> _WHAT YOU NEED TO DO_: Locate the lines that hold the string "with". Copy every such line.

########

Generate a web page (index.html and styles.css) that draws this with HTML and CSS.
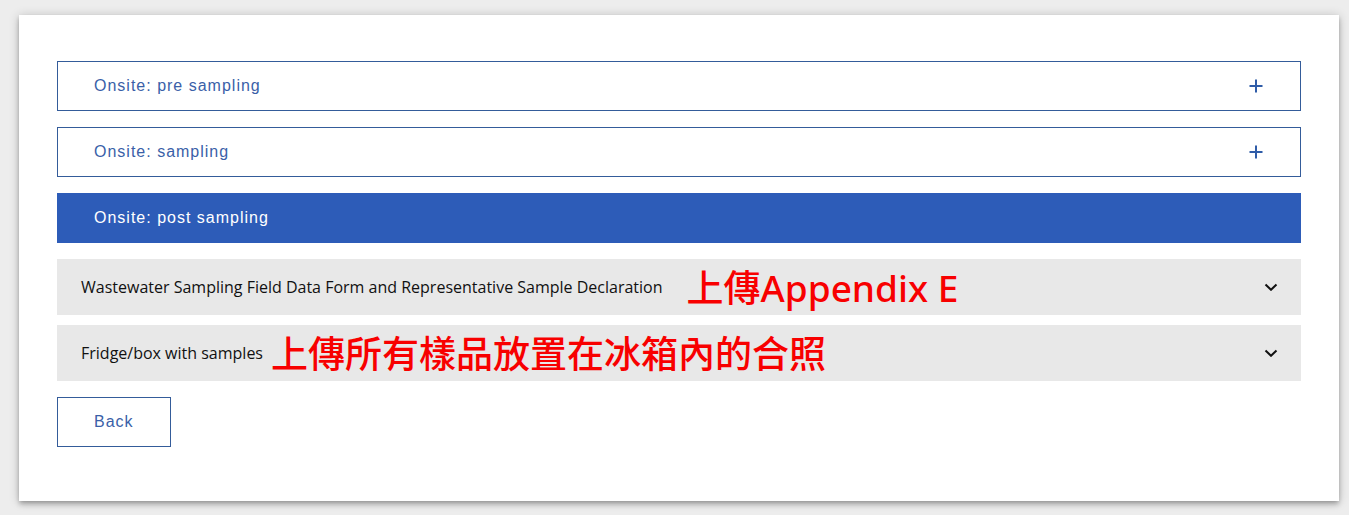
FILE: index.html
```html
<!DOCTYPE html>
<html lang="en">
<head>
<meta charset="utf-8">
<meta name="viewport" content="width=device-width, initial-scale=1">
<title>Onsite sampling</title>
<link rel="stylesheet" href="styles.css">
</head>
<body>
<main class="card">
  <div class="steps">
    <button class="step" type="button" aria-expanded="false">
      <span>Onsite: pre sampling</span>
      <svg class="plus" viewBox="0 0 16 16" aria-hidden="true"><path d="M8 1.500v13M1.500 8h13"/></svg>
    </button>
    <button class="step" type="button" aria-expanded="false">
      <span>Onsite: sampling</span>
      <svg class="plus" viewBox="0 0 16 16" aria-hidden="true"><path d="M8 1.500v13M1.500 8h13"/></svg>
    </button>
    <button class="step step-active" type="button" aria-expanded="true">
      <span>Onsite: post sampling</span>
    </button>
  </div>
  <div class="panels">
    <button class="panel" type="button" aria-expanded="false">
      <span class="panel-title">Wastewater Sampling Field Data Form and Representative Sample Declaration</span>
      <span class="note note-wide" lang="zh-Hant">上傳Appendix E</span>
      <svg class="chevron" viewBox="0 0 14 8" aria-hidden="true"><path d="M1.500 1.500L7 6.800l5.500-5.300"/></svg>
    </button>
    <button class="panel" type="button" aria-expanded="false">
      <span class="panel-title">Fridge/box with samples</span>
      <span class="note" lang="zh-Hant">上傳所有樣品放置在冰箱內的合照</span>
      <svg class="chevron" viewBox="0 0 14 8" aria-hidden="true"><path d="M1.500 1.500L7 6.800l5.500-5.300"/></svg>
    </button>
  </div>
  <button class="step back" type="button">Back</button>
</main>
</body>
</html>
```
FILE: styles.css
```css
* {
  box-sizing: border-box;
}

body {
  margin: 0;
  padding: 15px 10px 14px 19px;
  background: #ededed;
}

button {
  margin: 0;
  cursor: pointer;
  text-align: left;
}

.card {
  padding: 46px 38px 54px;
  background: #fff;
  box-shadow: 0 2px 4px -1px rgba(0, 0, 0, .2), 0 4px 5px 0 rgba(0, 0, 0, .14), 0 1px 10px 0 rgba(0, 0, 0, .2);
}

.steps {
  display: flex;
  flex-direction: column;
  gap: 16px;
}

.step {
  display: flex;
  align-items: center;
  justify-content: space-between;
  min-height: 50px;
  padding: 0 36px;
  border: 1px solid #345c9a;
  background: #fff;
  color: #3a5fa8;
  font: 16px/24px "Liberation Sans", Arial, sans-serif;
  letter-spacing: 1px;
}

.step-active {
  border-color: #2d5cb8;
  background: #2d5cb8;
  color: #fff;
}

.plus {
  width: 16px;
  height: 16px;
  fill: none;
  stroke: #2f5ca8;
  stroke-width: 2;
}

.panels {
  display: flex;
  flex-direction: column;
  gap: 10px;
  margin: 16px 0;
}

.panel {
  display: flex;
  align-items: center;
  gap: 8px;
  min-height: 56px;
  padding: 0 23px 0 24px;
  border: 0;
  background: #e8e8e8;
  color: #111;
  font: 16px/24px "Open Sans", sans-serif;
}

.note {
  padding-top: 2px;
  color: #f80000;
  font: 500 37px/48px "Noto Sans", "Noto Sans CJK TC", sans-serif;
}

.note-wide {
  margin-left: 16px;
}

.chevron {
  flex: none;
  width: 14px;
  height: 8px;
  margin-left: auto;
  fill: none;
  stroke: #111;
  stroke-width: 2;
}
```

########

> _WRITTEN SOLUTION_:
Generate a web page (index.html and styles.css) that draws this with HTML and CSS.
      <span class="panel-title">Fridge/box with samples</span>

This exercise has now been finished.